>> START

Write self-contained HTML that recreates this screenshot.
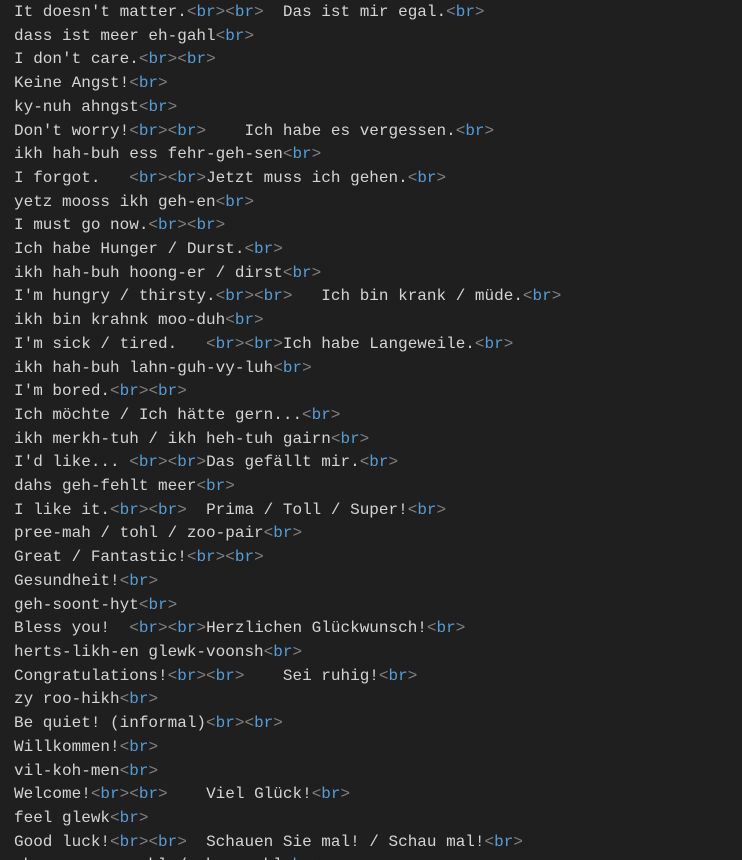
<!DOCTYPE html>
<html><head><meta charset="utf-8"><style>
html,body{margin:0;padding:0;background:#1f1f1f;width:742px;height:860px;overflow:hidden}
pre{margin:0;padding:1px 0 0 14px;font-family:"Liberation Mono",monospace;font-size:16px;line-height:23.7px;color:#d4d4d4;white-space:pre}
.t{color:#808080}.b{color:#569cd6}
</style></head><body><pre id="p"></pre>
<script>
var L=["It doesn't matter.<br><br>  Das ist mir egal.<br>","dass ist meer eh-gahl<br>","I don't care.<br><br>","Keine Angst!<br>","ky-nuh ahngst<br>","Don't worry!<br><br>    Ich habe es vergessen.<br>","ikh hah-buh ess fehr-geh-sen<br>","I forgot.   <br><br>Jetzt muss ich gehen.<br>","yetz mooss ikh geh-en<br>","I must go now.<br><br>","Ich habe Hunger / Durst.<br>","ikh hah-buh hoong-er / dirst<br>","I'm hungry / thirsty.<br><br>   Ich bin krank / müde.<br>","ikh bin krahnk moo-duh<br>","I'm sick / tired.   <br><br>Ich habe Langeweile.<br>","ikh hah-buh lahn-guh-vy-luh<br>","I'm bored.<br><br>","Ich möchte / Ich hätte gern...<br>","ikh merkh-tuh / ikh heh-tuh gairn<br>","I'd like... <br><br>Das gefällt mir.<br>","dahs geh-fehlt meer<br>","I like it.<br><br>  Prima / Toll / Super!<br>","pree-mah / tohl / zoo-pair<br>","Great / Fantastic!<br><br>","Gesundheit!<br>","geh-soont-hyt<br>","Bless you!  <br><br>Herzlichen Glückwunsch!<br>","herts-likh-en glewk-voonsh<br>","Congratulations!<br><br>    Sei ruhig!<br>","zy roo-hikh<br>","Be quiet! (informal)<br><br>","Willkommen!<br>","vil-koh-men<br>","Welcome!<br><br>    Viel Glück!<br>","feel glewk<br>","Good luck!<br><br>  Schauen Sie mal! / Schau mal!<br>","shou-en zee mahl / shou mahl<br>"];
var h=L.map(function(s){return s.replace(/&/g,'&amp;').replace(/<br>/g,'\u0001').replace(/</g,'&lt;').replace(/\u0001/g,'<span class="t">&lt;</span><span class="b">br</span><span class="t">&gt;</span>');}).join('\n');
document.getElementById('p').innerHTML=h;
</script></body></html>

>> END

→ **The exercise**: Exclude the images and reproduce the remaining data exactly.

→ **Exercise response**:
Write self-contained HTML that recreates this screenshot.
<!DOCTYPE html>
<html><head><meta charset="utf-8"><style>
html,body{margin:0;padding:0;background:#1f1f1f;width:742px;height:860px;overflow:hidden}
pre{margin:0;padding:1px 0 0 14px;font-family:"Liberation Mono",monospace;font-size:16px;line-height:23.7px;color:#d4d4d4;white-space:pre}
.t{color:#808080}.b{color:#569cd6}
</style></head><body><pre id="p"></pre>
<script>
var L=["It doesn't matter.<br><br>  Das ist mir egal.<br>","dass ist meer eh-gahl<br>","I don't care.<br><br>","Keine Angst!<br>","ky-nuh ahngst<br>","Don't worry!<br><br>    Ich habe es vergessen.<br>","ikh hah-buh ess fehr-geh-sen<br>","I forgot.   <br><br>Jetzt muss ich gehen.<br>","yetz mooss ikh geh-en<br>","I must go now.<br><br>","Ich habe Hunger / Durst.<br>","ikh hah-buh hoong-er / dirst<br>","I'm hungry / thirsty.<br><br>   Ich bin krank / müde.<br>","ikh bin krahnk moo-duh<br>","I'm sick / tired.   <br><br>Ich habe Langeweile.<br>","ikh hah-buh lahn-guh-vy-luh<br>","I'm bored.<br><br>","Ich möchte / Ich hätte gern...<br>","ikh merkh-tuh / ikh heh-tuh gairn<br>","I'd like... <br><br>Das gefällt mir.<br>","dahs geh-fehlt meer<br>","I like it.<br><br>  Prima / Toll / Super!<br>","pree-mah / tohl / zoo-pair<br>","Great / Fantastic!<br><br>","Gesundheit!<br>","geh-soont-hyt<br>","Bless you!  <br><br>Herzlichen Glückwunsch!<br>","herts-likh-en glewk-voonsh<br>","Congratulations!<br><br>    Sei ruhig!<br>","zy roo-hikh<br>","Be quiet! (informal)<br><br>","Willkommen!<br>","vil-koh-men<br>","Welcome!<br><br>    Viel Glück!<br>","feel glewk<br>","Good luck!<br><br>  Schauen Sie mal! / Schau mal!<br>","shou-en zee mahl / shou mahl<br>"];
var h=L.map(function(s){return s.replace(/&/g,'&amp;').replace(/<br>/g,'\u0001').replace(/</g,'&lt;').replace(/\u0001/g,'<span class="t">&lt;</span><span class="b">br</span><span class="t">&gt;</span>');}).join('\n');
document.getElementById('p').innerHTML=h;
</script></body></html>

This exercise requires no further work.